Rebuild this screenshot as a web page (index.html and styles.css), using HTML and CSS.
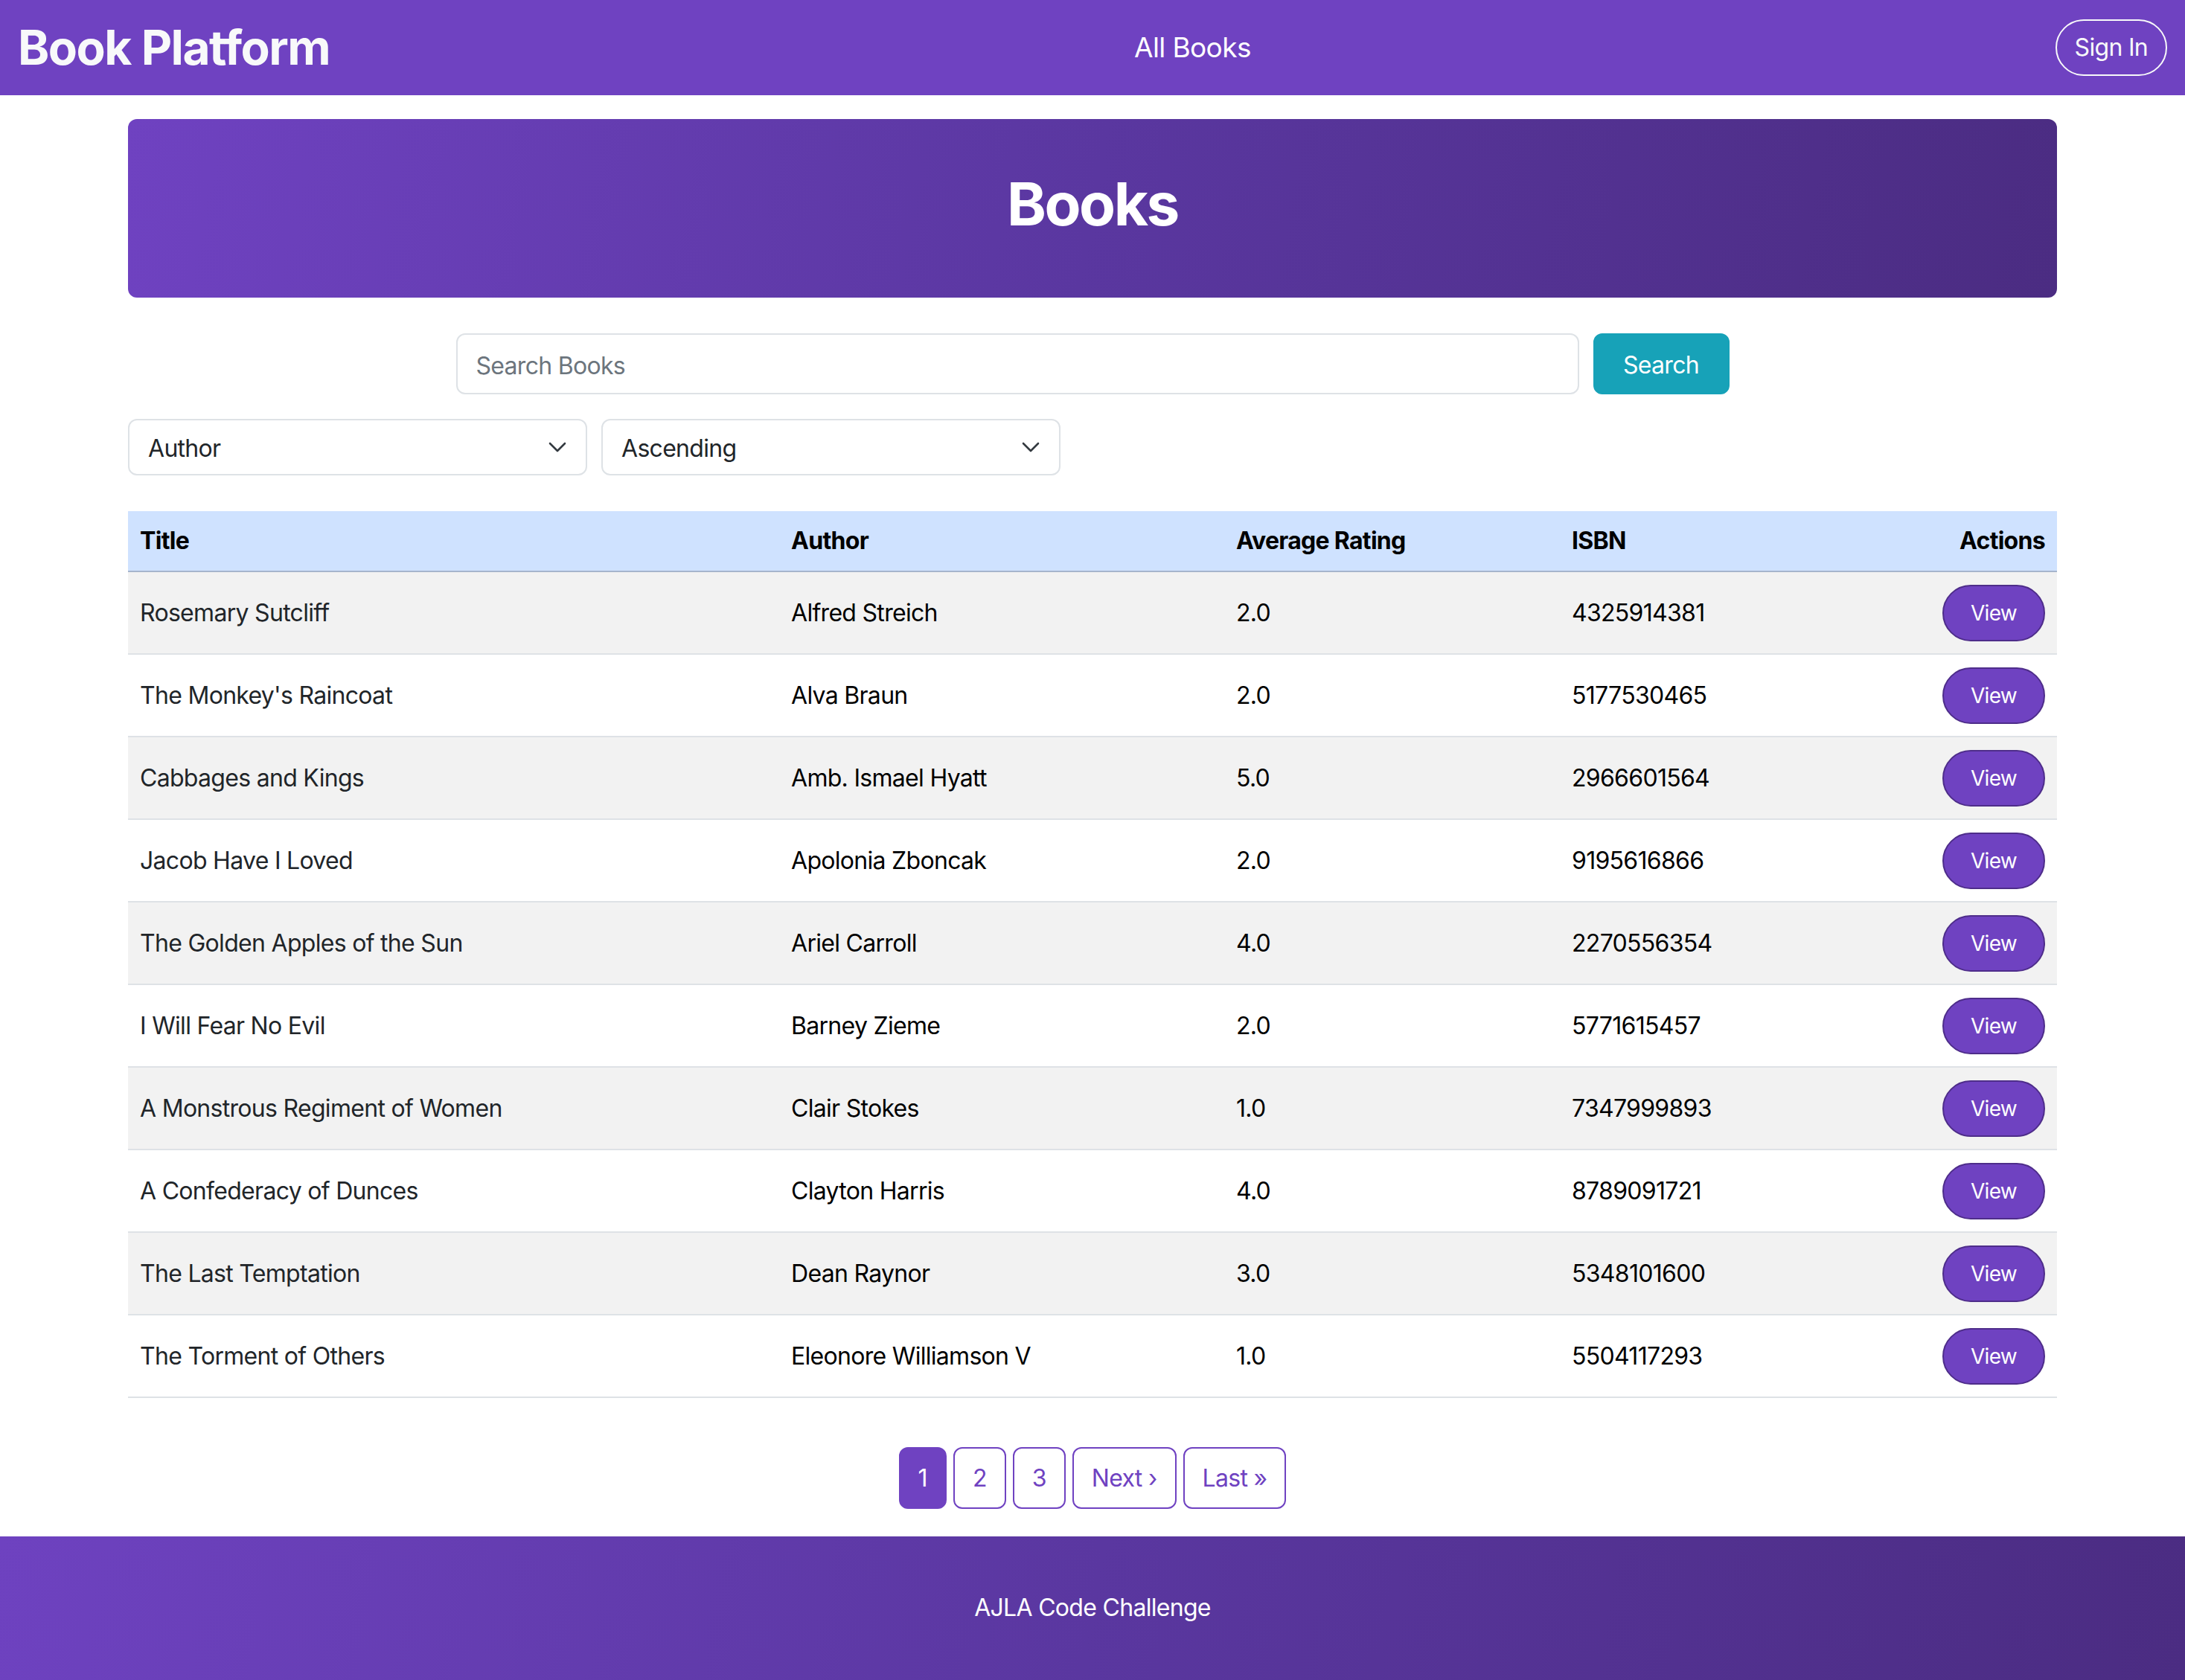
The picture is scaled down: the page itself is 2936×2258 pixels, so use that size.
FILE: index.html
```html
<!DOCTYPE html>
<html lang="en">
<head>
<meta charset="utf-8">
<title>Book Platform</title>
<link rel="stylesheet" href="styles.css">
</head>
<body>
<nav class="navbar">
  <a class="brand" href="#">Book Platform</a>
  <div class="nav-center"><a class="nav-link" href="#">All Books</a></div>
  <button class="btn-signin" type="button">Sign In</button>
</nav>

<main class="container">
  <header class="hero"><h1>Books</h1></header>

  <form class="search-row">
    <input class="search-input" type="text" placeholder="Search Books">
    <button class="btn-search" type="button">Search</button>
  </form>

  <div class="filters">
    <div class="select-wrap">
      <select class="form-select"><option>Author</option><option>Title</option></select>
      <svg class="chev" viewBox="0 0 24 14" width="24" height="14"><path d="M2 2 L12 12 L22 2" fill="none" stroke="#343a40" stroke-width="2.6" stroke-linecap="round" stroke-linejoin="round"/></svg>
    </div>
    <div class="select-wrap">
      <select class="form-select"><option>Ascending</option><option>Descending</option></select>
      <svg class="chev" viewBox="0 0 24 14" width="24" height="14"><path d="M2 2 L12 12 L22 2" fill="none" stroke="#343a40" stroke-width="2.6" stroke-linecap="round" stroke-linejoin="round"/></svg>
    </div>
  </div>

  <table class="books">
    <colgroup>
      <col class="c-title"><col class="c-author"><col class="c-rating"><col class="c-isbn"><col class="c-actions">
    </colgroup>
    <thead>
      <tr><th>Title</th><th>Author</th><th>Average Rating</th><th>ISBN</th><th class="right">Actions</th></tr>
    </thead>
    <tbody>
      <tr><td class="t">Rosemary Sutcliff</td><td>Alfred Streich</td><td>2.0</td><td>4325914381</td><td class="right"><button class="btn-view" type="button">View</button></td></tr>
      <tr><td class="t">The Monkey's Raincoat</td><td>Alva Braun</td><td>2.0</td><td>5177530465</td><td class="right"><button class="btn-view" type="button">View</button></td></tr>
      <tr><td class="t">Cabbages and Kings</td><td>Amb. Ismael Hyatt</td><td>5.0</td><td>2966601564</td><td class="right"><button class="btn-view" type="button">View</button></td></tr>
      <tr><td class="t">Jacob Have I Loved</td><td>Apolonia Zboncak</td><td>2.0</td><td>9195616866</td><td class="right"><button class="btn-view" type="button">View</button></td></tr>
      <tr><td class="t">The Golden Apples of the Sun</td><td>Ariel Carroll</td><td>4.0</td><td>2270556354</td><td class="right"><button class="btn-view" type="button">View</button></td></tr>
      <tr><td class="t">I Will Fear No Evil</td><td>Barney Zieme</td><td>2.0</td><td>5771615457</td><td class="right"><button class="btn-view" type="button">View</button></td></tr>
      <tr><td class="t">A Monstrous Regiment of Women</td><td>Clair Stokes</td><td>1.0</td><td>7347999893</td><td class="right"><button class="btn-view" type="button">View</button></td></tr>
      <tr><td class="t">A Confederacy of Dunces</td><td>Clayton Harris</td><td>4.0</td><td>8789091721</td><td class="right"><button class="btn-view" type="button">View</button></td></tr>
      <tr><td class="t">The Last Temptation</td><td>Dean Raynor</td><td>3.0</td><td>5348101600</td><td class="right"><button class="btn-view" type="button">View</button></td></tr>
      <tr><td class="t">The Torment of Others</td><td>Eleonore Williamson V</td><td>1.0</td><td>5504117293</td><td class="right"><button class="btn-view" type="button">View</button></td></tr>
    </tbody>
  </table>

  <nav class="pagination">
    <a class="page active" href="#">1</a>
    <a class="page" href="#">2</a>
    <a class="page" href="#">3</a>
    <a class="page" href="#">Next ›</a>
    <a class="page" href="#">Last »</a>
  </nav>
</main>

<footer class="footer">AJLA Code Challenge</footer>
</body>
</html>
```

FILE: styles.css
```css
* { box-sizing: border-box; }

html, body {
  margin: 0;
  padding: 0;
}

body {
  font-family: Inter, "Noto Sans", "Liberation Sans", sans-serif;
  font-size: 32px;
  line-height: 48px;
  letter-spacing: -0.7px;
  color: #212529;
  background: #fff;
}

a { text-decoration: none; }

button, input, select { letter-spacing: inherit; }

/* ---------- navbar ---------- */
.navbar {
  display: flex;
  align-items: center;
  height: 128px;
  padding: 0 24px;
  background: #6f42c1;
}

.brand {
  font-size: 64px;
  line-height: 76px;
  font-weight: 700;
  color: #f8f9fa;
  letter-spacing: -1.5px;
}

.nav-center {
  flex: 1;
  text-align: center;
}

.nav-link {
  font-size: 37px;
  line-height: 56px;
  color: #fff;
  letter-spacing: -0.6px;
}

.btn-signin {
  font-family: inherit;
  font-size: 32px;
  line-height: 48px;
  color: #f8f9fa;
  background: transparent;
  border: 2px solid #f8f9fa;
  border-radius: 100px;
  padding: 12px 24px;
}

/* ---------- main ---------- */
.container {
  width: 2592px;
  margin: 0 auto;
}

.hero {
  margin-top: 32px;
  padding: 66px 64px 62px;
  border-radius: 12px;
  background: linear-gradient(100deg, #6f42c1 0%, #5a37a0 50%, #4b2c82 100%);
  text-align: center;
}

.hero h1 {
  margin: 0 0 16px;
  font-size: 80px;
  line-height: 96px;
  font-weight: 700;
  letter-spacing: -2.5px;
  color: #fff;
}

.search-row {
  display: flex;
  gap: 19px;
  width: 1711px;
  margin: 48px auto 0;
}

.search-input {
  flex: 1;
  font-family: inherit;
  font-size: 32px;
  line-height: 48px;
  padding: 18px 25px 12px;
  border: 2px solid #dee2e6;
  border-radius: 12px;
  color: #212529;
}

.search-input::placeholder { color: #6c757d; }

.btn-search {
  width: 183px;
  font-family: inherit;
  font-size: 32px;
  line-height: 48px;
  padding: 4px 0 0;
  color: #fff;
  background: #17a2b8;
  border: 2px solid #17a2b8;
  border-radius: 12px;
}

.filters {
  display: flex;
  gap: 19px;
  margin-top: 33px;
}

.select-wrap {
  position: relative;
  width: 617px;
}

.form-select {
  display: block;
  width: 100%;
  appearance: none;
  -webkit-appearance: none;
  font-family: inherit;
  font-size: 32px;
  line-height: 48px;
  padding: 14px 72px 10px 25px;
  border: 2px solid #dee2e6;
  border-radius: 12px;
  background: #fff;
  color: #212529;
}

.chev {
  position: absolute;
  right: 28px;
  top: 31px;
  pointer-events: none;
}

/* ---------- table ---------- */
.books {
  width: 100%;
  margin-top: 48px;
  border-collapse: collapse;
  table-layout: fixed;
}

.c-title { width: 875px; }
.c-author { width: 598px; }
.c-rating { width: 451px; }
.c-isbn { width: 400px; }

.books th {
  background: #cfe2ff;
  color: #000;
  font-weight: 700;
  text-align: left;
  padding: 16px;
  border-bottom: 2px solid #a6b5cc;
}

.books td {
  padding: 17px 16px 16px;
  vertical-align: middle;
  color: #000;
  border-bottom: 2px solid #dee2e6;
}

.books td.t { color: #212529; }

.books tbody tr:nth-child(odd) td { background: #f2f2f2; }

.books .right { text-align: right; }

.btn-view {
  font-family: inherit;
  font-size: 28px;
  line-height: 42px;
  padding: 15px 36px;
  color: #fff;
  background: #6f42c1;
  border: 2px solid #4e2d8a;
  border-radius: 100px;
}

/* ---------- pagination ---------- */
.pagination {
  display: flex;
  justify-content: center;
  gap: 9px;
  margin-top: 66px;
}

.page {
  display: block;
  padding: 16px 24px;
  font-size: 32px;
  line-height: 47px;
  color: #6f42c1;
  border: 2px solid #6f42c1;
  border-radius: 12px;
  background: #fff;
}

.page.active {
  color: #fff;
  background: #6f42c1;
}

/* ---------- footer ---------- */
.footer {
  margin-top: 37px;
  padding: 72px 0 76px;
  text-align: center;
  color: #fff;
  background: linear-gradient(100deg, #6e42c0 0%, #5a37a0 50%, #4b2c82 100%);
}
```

______

Goal of the exercise →
Return the number of lines that include the word "page", and nothing else.

Complete response →
9